WRITTEN REQUEST: Leave out the pictures and set down exactly the lines from the start of the listing through the one with "import React from", both included.

#####

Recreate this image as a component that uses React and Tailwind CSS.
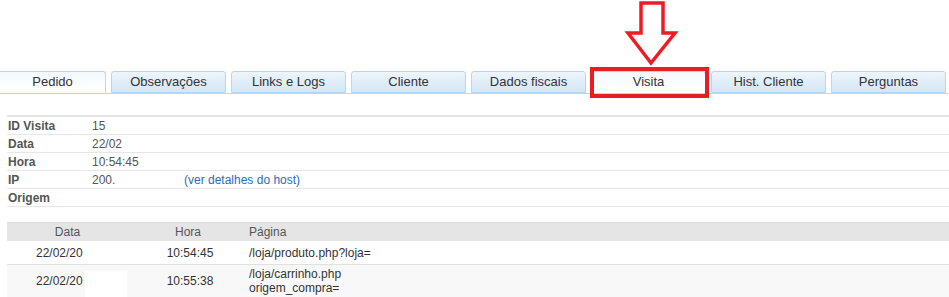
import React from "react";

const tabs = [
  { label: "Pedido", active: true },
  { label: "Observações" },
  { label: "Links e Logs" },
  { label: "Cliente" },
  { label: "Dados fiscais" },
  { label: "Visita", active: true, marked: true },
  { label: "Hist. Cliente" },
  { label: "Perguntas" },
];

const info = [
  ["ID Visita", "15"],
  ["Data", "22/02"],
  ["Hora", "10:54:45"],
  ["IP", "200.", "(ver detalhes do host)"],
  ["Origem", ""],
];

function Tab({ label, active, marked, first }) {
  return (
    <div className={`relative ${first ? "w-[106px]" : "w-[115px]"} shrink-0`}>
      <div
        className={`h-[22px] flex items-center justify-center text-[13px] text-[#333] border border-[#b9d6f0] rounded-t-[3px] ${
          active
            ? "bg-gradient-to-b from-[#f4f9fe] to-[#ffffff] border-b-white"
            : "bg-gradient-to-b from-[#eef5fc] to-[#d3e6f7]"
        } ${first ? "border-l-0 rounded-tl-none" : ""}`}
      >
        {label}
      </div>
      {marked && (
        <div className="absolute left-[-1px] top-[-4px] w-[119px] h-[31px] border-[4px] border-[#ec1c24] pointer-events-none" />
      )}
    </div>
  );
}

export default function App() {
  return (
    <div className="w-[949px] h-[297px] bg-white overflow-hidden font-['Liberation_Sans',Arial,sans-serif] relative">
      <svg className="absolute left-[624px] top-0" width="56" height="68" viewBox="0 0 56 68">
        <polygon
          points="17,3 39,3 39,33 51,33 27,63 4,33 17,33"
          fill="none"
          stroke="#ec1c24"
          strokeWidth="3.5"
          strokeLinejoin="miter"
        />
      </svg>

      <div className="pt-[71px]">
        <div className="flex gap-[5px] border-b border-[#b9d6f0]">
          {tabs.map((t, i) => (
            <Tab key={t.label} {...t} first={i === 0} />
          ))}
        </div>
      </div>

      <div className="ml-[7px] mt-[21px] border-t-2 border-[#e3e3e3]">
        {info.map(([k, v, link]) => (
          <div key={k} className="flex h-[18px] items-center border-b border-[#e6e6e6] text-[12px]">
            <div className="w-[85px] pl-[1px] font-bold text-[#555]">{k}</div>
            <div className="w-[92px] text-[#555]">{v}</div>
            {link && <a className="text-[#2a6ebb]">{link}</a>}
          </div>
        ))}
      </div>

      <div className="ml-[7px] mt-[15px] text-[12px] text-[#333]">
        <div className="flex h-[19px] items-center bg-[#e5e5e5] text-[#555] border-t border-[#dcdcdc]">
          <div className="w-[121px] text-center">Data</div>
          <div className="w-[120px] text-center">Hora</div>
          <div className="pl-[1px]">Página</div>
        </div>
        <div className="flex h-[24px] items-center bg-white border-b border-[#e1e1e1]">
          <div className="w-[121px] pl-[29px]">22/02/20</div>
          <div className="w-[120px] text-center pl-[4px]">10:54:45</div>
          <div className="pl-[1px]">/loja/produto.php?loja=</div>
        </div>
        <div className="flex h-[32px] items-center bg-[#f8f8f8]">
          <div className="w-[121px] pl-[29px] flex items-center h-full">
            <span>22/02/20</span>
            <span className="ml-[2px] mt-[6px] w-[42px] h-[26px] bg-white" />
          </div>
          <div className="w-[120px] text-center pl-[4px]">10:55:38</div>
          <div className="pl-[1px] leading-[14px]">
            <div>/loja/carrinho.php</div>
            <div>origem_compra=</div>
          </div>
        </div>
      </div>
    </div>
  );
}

#####

TASK ANSWER:
Recreate this image as a component that uses React and Tailwind CSS.
import React from "react";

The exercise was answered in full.